For the time being, nevertheless, Federer insists that retirement is not on his radar. “I’ve tried really to put zero thought into it, because I feel like it needs to be a natural decision, one that I feel comfortable with,” he says.
It helps, of course, that Federer loves the life of a tennis player, even if there are aspects that he could do without. Like what? “Getting cameras shoved in my face all the time when I’m on site, especially with the telephones these days,” he says. “You might think that’s normal and that I should respect it. I do understand it, but it’s constant, all the time.
“Do I enjoy being the centre of attention? Yes, sometimes, most likely I do love it, but there are clearly things you don’t like. Do I like being stuck in traffic going to the airport with the kids screaming in the back? I’m not sure. But it’s part of the tennis life, 99 per cent of which is nice.

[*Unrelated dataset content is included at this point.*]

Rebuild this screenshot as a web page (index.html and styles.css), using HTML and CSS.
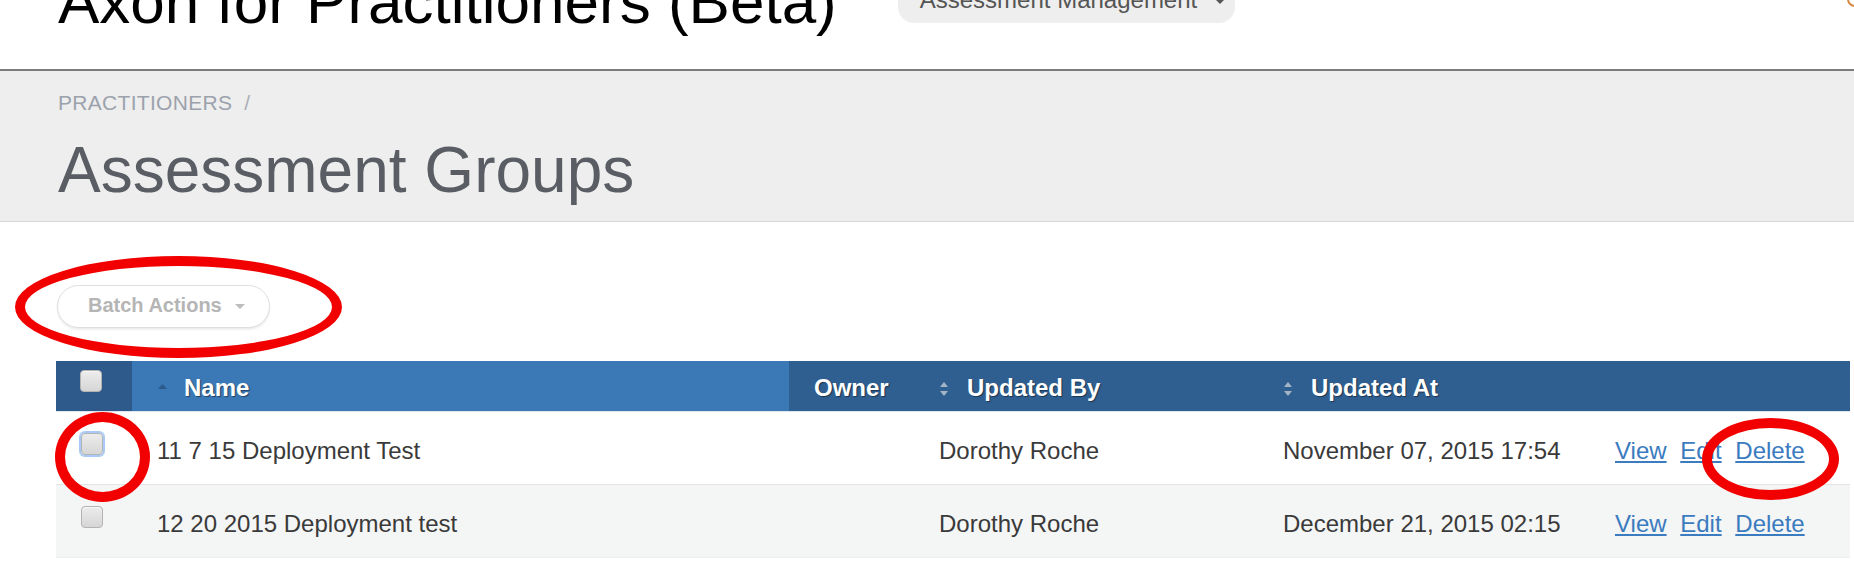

“I just think you have to be clever in your scheduling to make it fun for yourself. Maybe you don’t travel in the way that some players go from Europe to Asia and Europe to South America and back. I could do that but I choose not to, so that I make it easier on myself. I calculate how many jet lags I want go through and how many I want to put my kids through. Being based in Dubai as a tennis camp is actually a good thing for me.
“Then you have to maybe make it fun with the hotels you stay at. I drive myself at probably 40 per cent of the events. I drive myself in Australia, in Dubai, Indian Wells, Miami, Cincinnati. I love to drive my own car.
“I enjoy that rather than having a driver with me I feel I can’t really speak to because I feel like I don’t know this person. Or when we have a driver I have the same driver I’ve had for the last 10 years, so basically we’re friends now. So you can make it fun for yourself on the tour. You just have to know how to do it.”
When the day does come to put his rackets away, might he still have a future in tennis? “I would hope so though I don’t know in what field,” Federer says.
“I haven’t thought about it a whole lot, but I’ve always loved tennis. Tennis has given me all and more. Of course I’d like to stay involved in some ways. Maybe just on a very simple level, helping kids in Switzerland. Who knows?”